Man for the ages wore celebrity with humility

PUBLISHED : Saturday, 12 January, 2008, 12:00am
UPDATED : Saturday, 12 January, 2008, 12:00am

In an age before globalisation, Sir Edmund Hillary belonged to the world. A humble New Zealand bee-keeper, he climbed with a Nepalese man, Tenzing Norgay, on a British expedition in 1953 to conquer Mount Everest, the highest mountain on Earth. The feat was billed as a coronation gift for a young Queen Elizabeth; Sherpa Tenzing buried biscuits and chocolate in the snow of the 8,848-metre summit as Buddhist offerings.

Announcing the death yesterday of her nation's most famous son, New Zealand Prime Minister Helen Clark recalled that Hillary represented the best of the country's traditional virtues - humility, integrity, determination and teamwork. But as millions across the world mourn him this weekend, it is clear that Hillary's virtues resonate far beyond the shores of his small southern nation.

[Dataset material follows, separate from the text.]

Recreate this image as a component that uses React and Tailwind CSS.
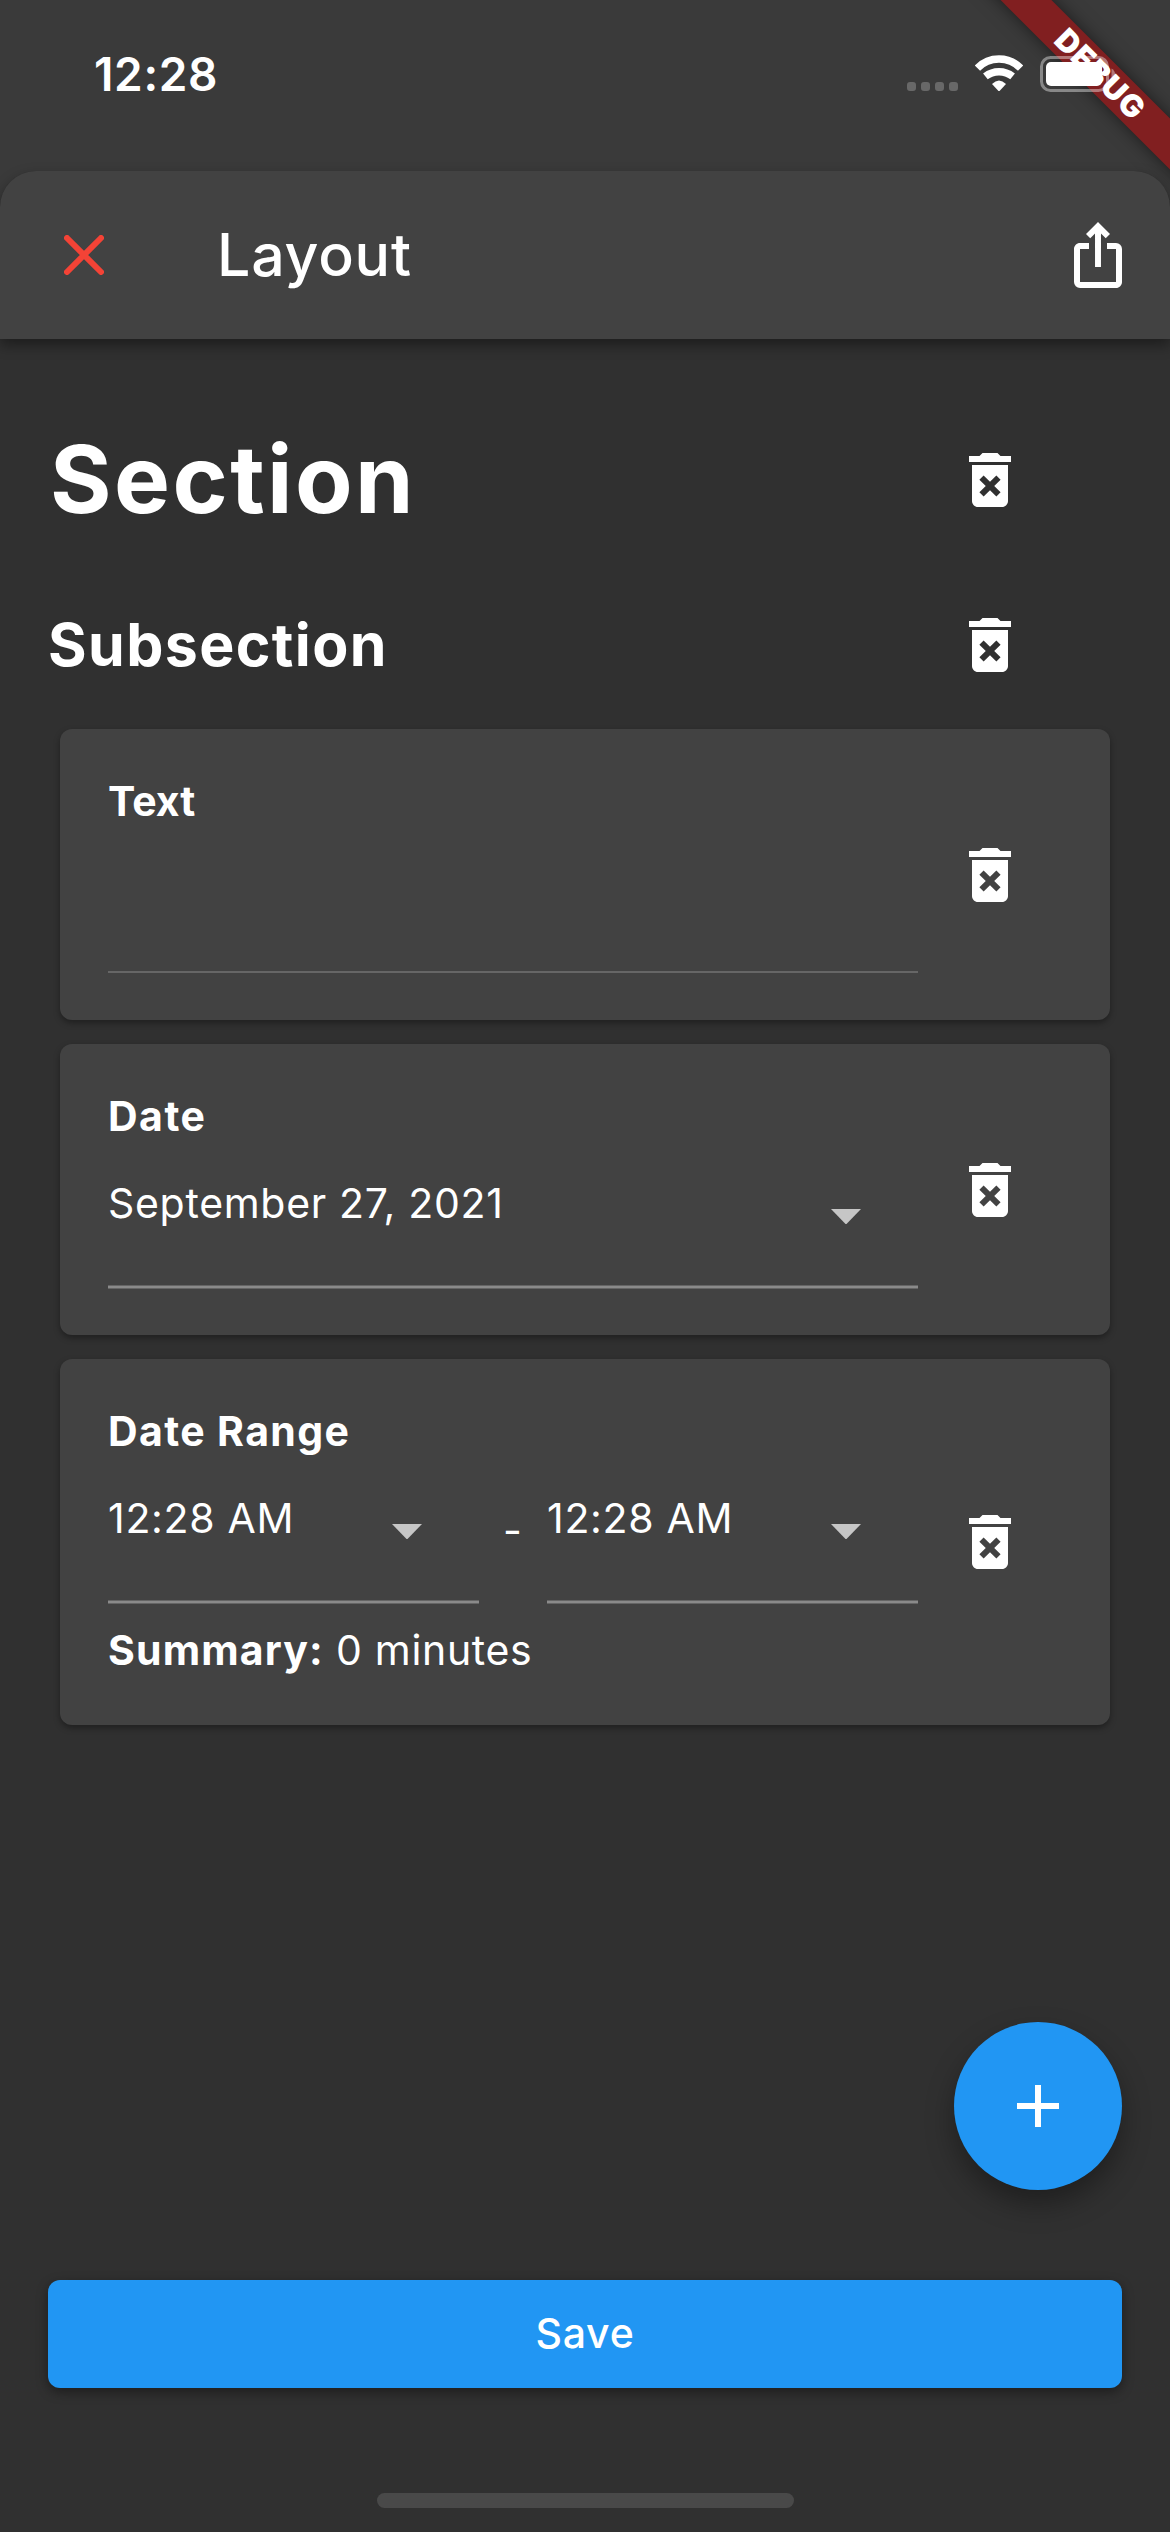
import { MdDeleteForever, MdIosShare } from 'react-icons/md';

function DebugBanner() {
  return (
    <div className="absolute top-0 right-0 h-[339px] w-[340px] overflow-hidden">
      <div className="absolute top-[54.5px] left-[119px] flex h-9 w-[300px] rotate-45 items-center justify-center bg-[#811f20] pl-[4px] shadow-[0_0_18px_rgba(0,0,0,0.5)]">
        <span className="text-[31px] leading-9 font-black tracking-[1.2px] text-white">DEBUG</span>
      </div>
    </div>
  );
}

function StatusBar() {
  return (
    <div className="relative flex h-[171px] justify-between pl-[94px] pr-[54px]">
      <DebugBanner />
      <span className="h-[148px] text-[46px] leading-[148px] font-semibold tracking-[0.65px]">12:28</span>
      <div className="relative flex h-[92px] items-end">
        <div className="mb-[1px] flex gap-[5px]">
          {[0, 1, 2, 3].map((i) => (
            <span key={i} className="h-[9px] w-[9px] rounded-[3px] bg-[#686868]" />
          ))}
        </div>
        <svg className="mb-[1px] ml-[17px] h-9 w-12" viewBox="0 0 48 36" fill="none">
          <path d="M2.4 13.2A30.2 30.2 0 0 1 45.6 13.2" stroke="#fff" strokeWidth="7.5" />
          <path d="M10.4 21.4A22 22 0 0 1 37.6 21.4" stroke="#fff" strokeWidth="7.5" />
          <path d="M17 29Q24 22 31 29L25 35.4Q24 36.4 23 35.4Z" fill="#fff" />
        </svg>
        <svg className="ml-[17px] h-9 w-[76px]" viewBox="0 0 76 36" fill="none">
          <rect x="1.5" y="1.5" width="66" height="33" rx="9" stroke="#fff" strokeOpacity="0.4" strokeWidth="3" />
          <rect x="6" y="6" width="56" height="24" rx="5" fill="#fff" />
          <path d="M71.5 12.5Q75 14.5 75 18T71.5 23.5Z" fill="#fff" fillOpacity="0.4" />
        </svg>
      </div>
    </div>
  );
}

function AppBar() {
  return (
    <header className="relative flex h-[168px] items-center rounded-t-[36px] bg-[#424242] pl-16 pr-9 shadow-[0_6px_14px_rgba(0,0,0,0.4)]">
      <svg className="h-10 w-10" viewBox="0 0 40 40" fill="none">
        <path d="M3 3L37 37M37 3L3 37" stroke="#f44336" strokeWidth="6" strokeLinecap="round" />
      </svg>
      <h1 className="ml-[113px] flex-1 text-[59px] leading-[72px] font-medium tracking-[0.8px]">Layout</h1>
      <MdIosShare className="h-[72px] w-[72px]" />
    </header>
  );
}

function DeleteButton() {
  return (
    <button className="ml-9 shrink-0">
      <MdDeleteForever className="h-[72px] w-[72px]" />
    </button>
  );
}

function Card({ title, className = '', children }) {
  return (
    <section
      className={`mx-3 flex items-center rounded-xl bg-[#424242] pt-12 pl-12 shadow-[0_3px_6px_rgba(0,0,0,0.35)] ${className}`}
    >
      <div className="w-[810px] self-start">
        {title}
        {children}
      </div>
      <DeleteButton />
    </section>
  );
}

function Dropdown({ value, className }) {
  return (
    <div className={className}>
      <div className="flex h-[145px] justify-between pr-[57px]">
        <span className="pt-[39px] text-[41px] leading-[48px] tracking-[0.7px]">{value}</span>
        <svg className="mt-[68.5px] h-[15.5px] w-[30px]" viewBox="0 0 30 15.5">
          <path d="M0 0H30L15 15.5Z" fill="#c6c6c6" />
        </svg>
      </div>
      <div className="h-1 border-y border-[#656565] bg-[#8a8a8a]" />
    </div>
  );
}

export default function App() {
  return (
    <div className="relative flex h-[2532px] w-[1170px] flex-col overflow-hidden bg-[#3a3a3a] font-[Inter,sans-serif] text-white">
      <StatusBar />
      <div className="flex flex-1 flex-col rounded-t-[36px] bg-[#303030]">
        <AppBar />
        <main className="flex-1 px-12 pt-12">
          <div className="flex h-[186px] items-center">
            <h2 className="w-[870px] pb-[2px] pl-[2px] text-[94px] leading-[112px] font-bold tracking-[2.45px]">Section</h2>
            <DeleteButton />
          </div>
          <div className="mb-3 flex h-36 items-center">
            <h3 className="w-[870px] text-[59px] leading-[72px] font-bold tracking-[1.4px]">Subsection</h3>
            <DeleteButton />
          </div>
          <div className="flex flex-col gap-6">
            <Card
              className="h-[291px] pb-[47px]"
              title={<h4 className="text-[41px] leading-[48px] font-bold">Text</h4>}
            >
              <div className="h-[148px] border-b-2 border-[#666666]" />
            </Card>
            <Card
              className="h-[291px] pb-[47px]"
              title={<h4 className="text-[41px] leading-[48px] font-bold tracking-[1.5px]">Date</h4>}
            >
              <Dropdown value="September 27, 2021" />
            </Card>
            <Card
              className="h-[366px] pb-[48px]"
              title={<h4 className="text-[41px] leading-[48px] font-bold tracking-[1.38px]">Date Range</h4>}
            >
              <div className="flex">
                <Dropdown value="12:28 AM" className="w-[371px]" />
                <span className="w-[68px] pt-[51px] pl-6 text-[41px] leading-[48px]">-</span>
                <Dropdown value="12:28 AM" className="w-[371px]" />
              </div>
              <p className="mt-[22px] text-[41px] leading-[48px] tracking-[0.68px]">
                <b className="tracking-[1.14px]">Summary:</b> 0 minutes
              </p>
            </Card>
          </div>
        </main>
        <footer className="px-12 pb-6">
          <button className="flex h-[108px] w-full items-center justify-center rounded-xl bg-[#2196f3] pb-[2px] text-[41px] leading-[48px] font-medium tracking-[0.8px] shadow-[0_4px_12px_rgba(0,0,0,0.4)]">
            Save
          </button>
          <div className="mx-auto mt-[105px] h-[15px] w-[417px] rounded-full bg-[#494949]" />
        </footer>
      </div>
      <button className="absolute right-12 bottom-[342px] flex h-[168px] w-[168px] items-center justify-center rounded-full bg-[#2196f3] shadow-[0_14px_28px_rgba(0,0,0,0.35)]">
        <svg className="h-[42px] w-[42px]" viewBox="0 0 42 42">
          <path d="M21 0V42M0 21H42" stroke="#fff" strokeWidth="6" />
        </svg>
      </button>
    </div>
  );
}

What you saw was what you got with Hillary, who returned to his expedition's base camp with the victorious words: 'Well, George, we knocked the bastard off.' Later he was more expansive, telling one interviewer: 'The whole world lay around us like a giant relief map ... I am a lucky man. I have had a dream and it has come true, and that is not a thing that happens often to men.'

Over the decades, he did not seek or bask in celebrity but used his fame to raise millions for the Sir Edmund Hillary Himalayan Trust, building schools, hospitals, airfields and providing water for impoverished Nepalese Sherpas. He also served as New Zealand's ambassador to India, Nepal and Bangladesh.

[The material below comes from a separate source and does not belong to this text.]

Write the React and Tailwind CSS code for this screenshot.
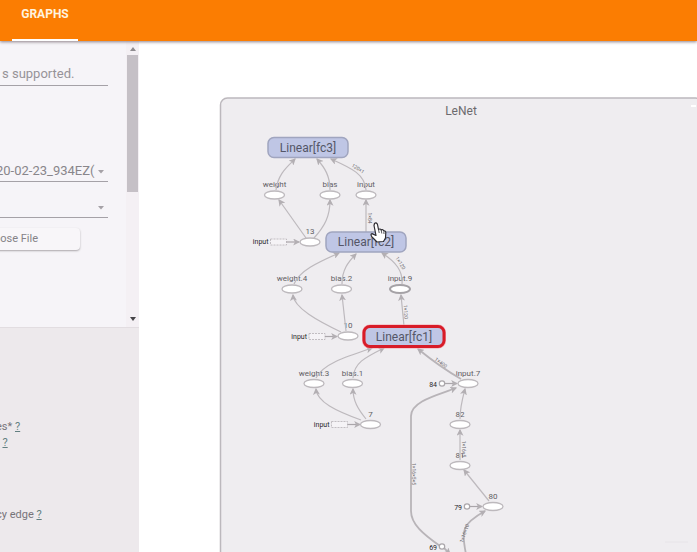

He stayed well above politics, but spoke with a moral authority on environmental issues and the need for politicians to improve people's quality of life. A new generation of mountaineers also faced his wrath. In recent years, Hillary had expressed concerns at the risk-over-responsibility approach to climbing today and the circus of modern Everest, where inexperienced climbers pay tens of thousands to guides to lead them to the summit, sometimes with fatal costs.

In an age of garish, bloated and sometimes venal celebrity, Sir Edmund Hillary's passing is a reminder of the more worthy aspects of fame, particularly the value of character.